Westward Hearts by Melody A. Carlson

Oregon or BUST!

Westward Hearts (Homeward on the Oregon Trail #1) by Melody A. Carlson
Harvest House Publishers (September 1, 2012)
Paperback: 304 pages
ISBN-13: 978-0736948715
Review copy downloaded from NetGalley
Burton Book Review Rating: 3.5 stars
Bestselling author Melody Carlson begins an inspiring new series of adventure and romance on the Oregon Trail.
Kentucky, 1854—Elizabeth Martin has mourned her husband’s death for three years, but now she feels ready to fulfill the dream they had shared—to take their two children west. The dream becomes reality when her middle-aged parents and bachelor brother surprise her with the news that they want to go as well.
After converting three of their best wagons to prairie schooners and thoroughly outfitting them, the little party travels from Kentucky to Kansas City, where they join a substantial wagon train. Elizabeth soon finds herself being drawn to the group’s handsome guide, Eli Kincade.
The long journey and deepening relationships challenge the travelers to their core, and Eli’s mysterious past leaves Elizabeth with more questions than answers. She knows there’s no turning back, but she wonders, What have I gotten myself into?

About This Series: The Homeward on the Oregon Trail series brings to life the challenges a young widow faces as she journeys west, settles her family in the Pacific Northwest, and helps create a new community among strong-willed and diverse pioneers.

The first half of the story is given away in the synopsis, as the plot line progresses around Elizabeth and her life as a widow and a mother. It isn't until nearly halfway through the book that the family embark on the adventure towards Oregon, and it is then that we meet the others who along on the wagon trail with Elizabeth's family.

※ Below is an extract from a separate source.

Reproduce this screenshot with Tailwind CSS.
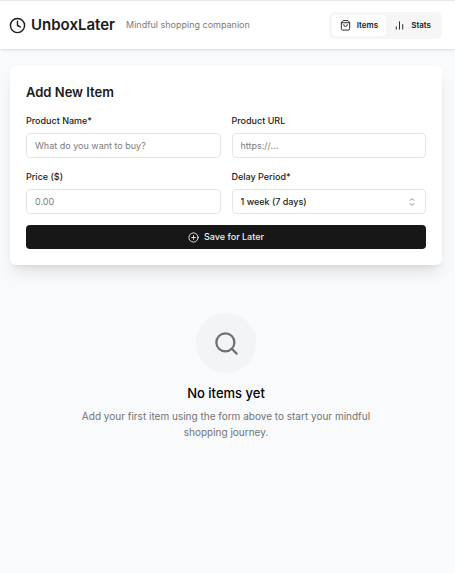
<!DOCTYPE html>
<html lang="en">
  <head>
    <meta charset="UTF-8" />
    <meta name="viewport" content="width=device-width, initial-scale=1.0" />
    <title>UnboxLater</title>
    <script src="https://cdn.jsdelivr.net/npm/@tailwindcss/browser@4"></script>
  </head>
  <body class="min-h-screen bg-[#f8fafc] font-['Inter',sans-serif] text-[#1a1a1a]">
    <header class="border-t border-[#e8e8e8] bg-white shadow-sm">
      <div class="flex h-12 items-center justify-between pr-[13px] pl-[9px]">
        <div class="flex items-center gap-[11px]">
          <h1 class="flex items-center gap-[5px] text-[15px] leading-6 font-semibold">
            <svg class="size-[17px]" viewBox="0 0 24 24" fill="none" stroke="currentColor" stroke-width="2" stroke-linecap="round" stroke-linejoin="round">
              <circle cx="12" cy="12" r="10" />
              <path d="M12 6v6l4 2" />
            </svg>
            UnboxLater
          </h1>
          <p class="text-[9px] text-[#7c7c7c]">Mindful shopping companion</p>
        </div>
        <nav class="flex rounded-md bg-[#f6f6f6] p-[3px]">
          <button type="button" class="flex h-[21px] items-center gap-[6px] rounded bg-white px-2 text-[8px] font-semibold">
            <svg class="size-[11px]" viewBox="0 0 24 24" fill="none" stroke="currentColor" stroke-width="2" stroke-linecap="round" stroke-linejoin="round">
              <path d="M6 2 3 5v14a3 3 0 0 0 3 3h12a3 3 0 0 0 3-3V5l-3-3Z" />
              <path d="M3 6h18" />
              <path d="M16 10a4 4 0 0 1-8 0" />
            </svg>
            Items
          </button>
          <button type="button" class="flex h-[21px] items-center gap-[6px] rounded px-2 text-[8px] font-semibold">
            <svg class="size-[11px]" viewBox="0 0 24 24" fill="none" stroke="currentColor" stroke-width="2" stroke-linecap="round" stroke-linejoin="round">
              <path d="M5 20v-5" />
              <path d="M12 20V4" />
              <path d="M19 20v-10" />
            </svg>
            Stats
          </button>
        </nav>
      </div>
    </header>

    <main class="pt-[17px] pr-[13px] pl-[10px]">
      <section class="rounded-md bg-white p-4 shadow-lg">
        <h2 class="text-[13px] leading-5 font-semibold">Add New Item</h2>
        <form class="mt-[13px]">
          <div class="grid grid-cols-2 gap-x-[11px] gap-y-[13px]">
            <div>
              <label for="name" class="block text-[9px] leading-3 font-medium">Product Name*</label>
              <input id="name" type="text" placeholder="What do you want to buy?" class="mt-[6px] block h-[25px] w-full rounded border border-[#e5e5e5] px-2 text-[9px] placeholder:text-[#7c7c7c]" />
            </div>
            <div>
              <label for="url" class="block text-[9px] leading-3 font-medium">Product URL</label>
              <input id="url" type="url" placeholder="https://..." class="mt-[6px] block h-[25px] w-full rounded border border-[#e5e5e5] px-2 text-[9px] placeholder:text-[#7c7c7c]" />
            </div>
            <div>
              <label for="price" class="block text-[9px] leading-3 font-medium">Price ($)</label>
              <input id="price" type="text" inputmode="decimal" placeholder="0.00" class="mt-[6px] block h-[25px] w-full rounded border border-[#e5e5e5] px-2 text-[9px] placeholder:text-[#7c7c7c]" />
            </div>
            <div>
              <label for="delay" class="block text-[9px] leading-3 font-medium">Delay Period*</label>
              <div class="relative mt-[6px]">
                <select id="delay" class="block h-[25px] w-full appearance-none rounded border border-[#e5e5e5] bg-white px-2 text-[9px] font-medium">
                  <option>1 day</option>
                  <option>3 days</option>
                  <option selected>1 week (7 days)</option>
                  <option>1 month (30 days)</option>
                </select>
                <svg class="pointer-events-none absolute top-2 right-[9px] size-[10px] text-[#808080]" viewBox="0 0 24 24" fill="none" stroke="currentColor" stroke-width="2" stroke-linecap="round" stroke-linejoin="round">
                  <path d="m7 16 5 4 5-4" />
                  <path d="m7 8 5-4 5 4" />
                </svg>
              </div>
            </div>
          </div>
          <button type="submit" class="mt-[11px] flex h-6 w-full items-center justify-center gap-[5px] rounded bg-[#171717] text-[9px] font-medium text-[#f0f0f0]">
            <svg class="size-[11px]" viewBox="0 0 24 24" fill="none" stroke="currentColor" stroke-width="2" stroke-linecap="round" stroke-linejoin="round">
              <circle cx="12" cy="12" r="10" />
              <path d="M8 12h8M12 8v8" />
            </svg>
            Save for Later
          </button>
        </form>
      </section>

      <section class="flex flex-col items-center pt-12 text-center">
        <div class="flex size-[60px] items-center justify-center rounded-full bg-[#f3f4f6]">
          <svg class="size-[27px] text-[#707070]" viewBox="0 0 24 24" fill="none" stroke="currentColor" stroke-width="2" stroke-linecap="round" stroke-linejoin="round">
            <circle cx="11" cy="11" r="8" />
            <path d="m21 21-4.300-4.300" />
          </svg>
        </div>
        <h3 class="mt-[10px] text-[13px] leading-5 font-medium text-black">No items yet</h3>
        <p class="mt-[5px] max-w-[305px] text-[10px] leading-4 text-[#737373]">
          Add your first item using the form above to start your mindful shopping journey.
        </p>
      </section>
    </main>
  </body>
</html>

Elizabeth Martin and her parents the Dawsons are good Christians who help others on the trail, even those of "ill repute" along the trail with them. Elizabeth ignores the gossipy and self-righteous woman Gertrude and both befriends and defends the riders who seem to have a seedy past. There are an interesting mix of characters on the trail, some missionaries who are all hellfire and brimstone, and Bostonians ill-prepared for the rugged trip. And of course there are a few handsome men to make things interesting for Elizabeth, who has finally after four years stowed away her widow's weeds.

Elizabeth's family are an admirable close-knit group whom I found myself rooting for along the way, through the myriads of problems from rivers, Indians, tornadoes and the other folks on the trail. The detail to life along the Oregon trail was impeccably displayed, with fun facts woven in such as needing to have beans soak overnight, only traveling half-days on the Sabbath day, and when and where to buy supplies for the trip. The trip itself was expected to take six months, however we don't know what happens past Fort Laramie as the book abruptly ended. At a family celebration, Elizabeth is happily dancing with a dashing fellow and there the story ends. I was not prepared for that, and it turns out there is going to be another book that follows the Dawson and the Martin family and perhaps by the end of that book they will actually settle somewhere close to Oregon.

I found the writing to be smooth, and the intriguing mix of characters to be entertaining. I felt like I learned a lot of the history against the backdrop of mid 1850's and the passion to go forth and follow in Lewis and Clark's footsteps. I am definitely eager to read the next in the Homeward on the Oregon Trail series to see how the love interest develops for Elizabeth after the romantic dance.